Early exploration of how structural components are created and manipulated in a 2D grid layout — while the 3D view remains constantly in sync. The goal was to let engineers work in the precision of 2D while always maintaining a live spatial understanding of what they were building.

Branch 3D grid manipulation

Exploration of context-sensitive functions surfaced through a right mouse button (RMB) menu — using progressive disclosure to reduce visual noise and keep persistent UI elements to a minimum. Rather than cluttering the interface with every available action, only the most relevant operations are offered based on what the engineer has selected and where they are in their workflow.

Defining how engineers navigate complex models

One of the most significant design challenges was establishing interaction patterns for 3D structural models — navigating, selecting, and editing geometry in a way that felt intuitive to engineers rather than to 3D artists or game developers.

The conventions of engineering software differ meaningfully from those of DCC tools. Selection behaviour, camera navigation, manipulation handles, and feedback mechanisms all needed to be considered through the lens of structural engineering workflows.

Rather than borrowing interaction patterns wholesale from adjacent domains, each convention was evaluated against how structural engineers actually think and work.

Branch 3D interaction patterns

Areas of exploration included interactive 3D manipulation of the camera, structural layout, and massing — alongside in-context numeric value input, allowing engineers to work spatially and precisely without breaking flow to navigate to a separate properties panel.

Laying the groundwork for long-term scalability

In a compressed engagement, the work delivered a coherent design foundation — interaction patterns, component conventions, and a visual language the Branch 3D team could build on with confidence.

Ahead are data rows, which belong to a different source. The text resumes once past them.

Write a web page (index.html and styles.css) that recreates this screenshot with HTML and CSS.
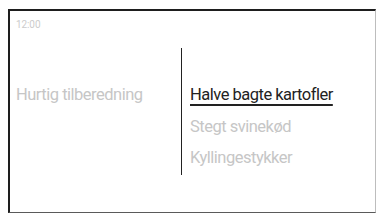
FILE: index.html
```html
<!DOCTYPE html>
<html lang="da">
<head>
  <meta charset="UTF-8">
  <meta name="viewport" content="width=device-width, initial-scale=1.0">
  <title>Hurtig tilberedning</title>
  <link rel="stylesheet" href="styles.css">
</head>
<body>
<div class="screen">
  <div class="clock">12:00</div>

  <div class="main">
    <div class="category">Hurtig tilberedning</div>
    <ul class="menu">
      <li class="menu-item active">Halve bagte kartofler</li>
      <li class="menu-item">Stegt svinekød</li>
      <li class="menu-item">Kyllingestykker</li>
    </ul>
  </div>
</div>
</body>
</html>
```

FILE: styles.css
```css
:root {
  --text-dark: #222222;
  --text-dim: #c6c6c6;
  --frame-dark: #1e1e1e;
}

* {
  box-sizing: border-box;
  margin: 0;
  padding: 0;
  font-family: Roboto, 'Liberation Sans', sans-serif;
}

body {
  background-color: #ffffff;
  width: 378px;
  height: 215px;
  overflow: hidden;
}

.screen {
  margin: 9px 2px 2px 8px;
  height: 204px;
  border-left: 2px solid var(--frame-dark);
  border-top: 2px solid var(--frame-dark);
  border-right: 1px solid #bdbdbd;
  border-bottom: 1px solid #5a5a5a;
  padding: 7px 0 0 6px;
}

.clock {
  font-size: 10px;
  line-height: 13px;
  color: #cccccc;
  letter-spacing: -0.1px;
}

.main {
  display: flex;
  margin-top: 17px;
}

.category {
  width: 165px;
  padding-top: 31px;
  font-size: 16.5px;
  line-height: 31.5px;
  letter-spacing: -0.5px;
  color: var(--text-dim);
}

.menu {
  list-style: none;
  border-left: 1px solid var(--text-dark);
  padding: 31px 0 1px 8px;
}

.menu-item {
  font-size: 16.5px;
  line-height: 31.5px;
  letter-spacing: -0.5px;
  color: var(--text-dim);
}

.menu-item.active {
  color: var(--text-dark);
  text-decoration: underline;
  text-decoration-thickness: 1.5px;
  text-underline-offset: 4px;
}
```
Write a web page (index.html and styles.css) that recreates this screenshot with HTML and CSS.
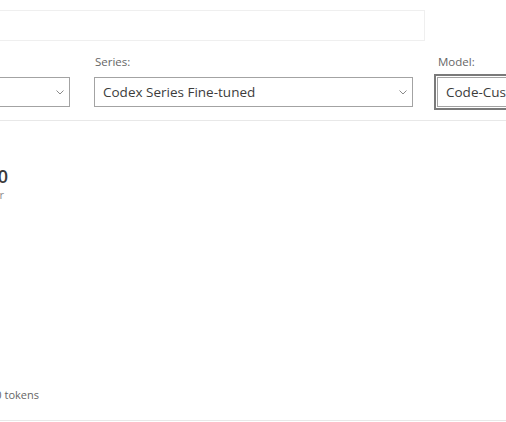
FILE: index.html
```html
<!DOCTYPE html>
<html lang="en">
<head>
<meta charset="utf-8">
<title>Pricing calculator</title>
<link rel="stylesheet" href="styles.css">
</head>
<body>
<div class="page">
  <div class="search"></div>
  <div class="filters">
    <div class="field">
      <div class="label">Region:</div>
      <div class="select"><span class="value">East US</span><svg class="chev" width="8" height="5" viewBox="0 0 8 5"><path d="M0.5 0.5 L4 4 L7.5 0.5" fill="none" stroke="#8a8a8a" stroke-width="1"/></svg></div>
    </div>
    <div class="field">
      <div class="label">Series:</div>
      <div class="select"><span class="value">Codex Series Fine-tuned</span><svg class="chev" width="8" height="5" viewBox="0 0 8 5"><path d="M0.5 0.5 L4 4 L7.5 0.5" fill="none" stroke="#8a8a8a" stroke-width="1"/></svg></div>
    </div>
    <div class="field">
      <div class="label">Model:</div>
      <div class="select focused"><span class="value">Code-Cushman-001</span><svg class="chev" width="8" height="5" viewBox="0 0 8 5"><path d="M0.5 0.5 L4 4 L7.5 0.5" fill="none" stroke="#8a8a8a" stroke-width="1"/></svg></div>
    </div>
  </div>
  <div class="results">
    <div class="summary">
      <div class="price">$0.00</div>
      <div class="unit">Per hour</div>
    </div>
    <div class="note">Up to 1,000 tokens</div>
  </div>
</div>
</body>
</html>
```

FILE: styles.css
```css
html, body {
  margin: 0;
  padding: 0;
  background: #ffffff;
}
body {
  width: 506px;
  height: 422px;
  overflow: hidden;
  font-family: "Open Sans", "Noto Sans", "DejaVu Sans", sans-serif;
  color: #333333;
}
.page {
  margin-left: -249px;
  width: 1200px;
}
.search {
  margin-top: 10px;
  width: 672px;
  height: 29px;
  border: 1px solid #efefef;
}
.filters {
  display: flex;
  gap: 24px;
  margin-top: 12px;
}
.field {
  width: 319px;
  flex: none;
}
.label {
  font-size: 11.5px;
  line-height: 17px;
  color: #666666;
  padding-left: 1px;
  margin-bottom: 7px;
}
.select {
  box-sizing: border-box;
  height: 30px;
  border: 1px solid #a3a3a3;
  display: flex;
  align-items: center;
  justify-content: space-between;
  padding: 0 5px 0 8px;
  background: #fff;
}
.select.focused {
  outline: 2px solid #7a7a7a;
  outline-offset: 1px;
}
.value {
  font-size: 13.5px;
  color: #3c3c3c;
  white-space: nowrap;
}
.chev {
  display: block;
  margin-top: 1px;
}
.results {
  margin-top: 13px;
  height: 299px;
  border-top: 1px solid #e8e8e8;
  border-bottom: 1px solid #e8e8e8;
  display: flex;
  flex-direction: column;
}
.summary {
  width: 257px;
  text-align: right;
  padding-top: 44px;
}
.price {
  font-size: 18px;
  line-height: 22px;
  font-weight: 600;
  color: #3a3a3a;
}
.unit {
  font-size: 11px;
  line-height: 16px;
  color: #8a8a8a;
  padding-right: 4px;
}
.note {
  margin-top: auto;
  margin-bottom: 17px;
  width: 285px;
  padding-left: 3px;
  text-align: right;
  font-size: 11px;
  line-height: 16px;
  color: #666666;
}
```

Early alignment between design, engineering, and product meant fewer costly pivots later.

Key deliverables
  • Foundational UX patterns for hybrid 2D/3D structural modeling
  • 3D interaction model for navigating and editing complex structural geometry
  • Design system components aligned with long-term scalability goals
  • Cross-functional alignment across product, engineering, and project management

What this engagement taught

Working within a compressed timeline on foundational work demands a particular discipline — the ability to make principled decisions quickly, communicate them clearly, and resist the temptation to over-specify what should remain flexible for the team that follows.

The structural engineering domain also reinforced a recurring theme across complex technical products: expert users have deeply held mental models, and the designer's job is to understand those models before attempting to improve on them.

Coming in without deep structural engineering expertise turned out to be an asset rather than a liability. Fresh eyes on a specialist domain surface assumptions that have calcified into convention — the questions an insider wouldn't think to ask are often where the most useful design insights live.

It's a reminder that deep domain knowledge and strong UX instincts aren't the same thing, and that the latter travels across industries in ways the former doesn't.

Building the design system and interaction model rather than shipping visible features is a different kind of challenge. The measure of success isn't what users see on launch day — it's whether the team that follows can build confidently on what you established.

Getting the foundation right before adding structure on top of it is less visible work, but it's the work that determines whether everything built afterward holds.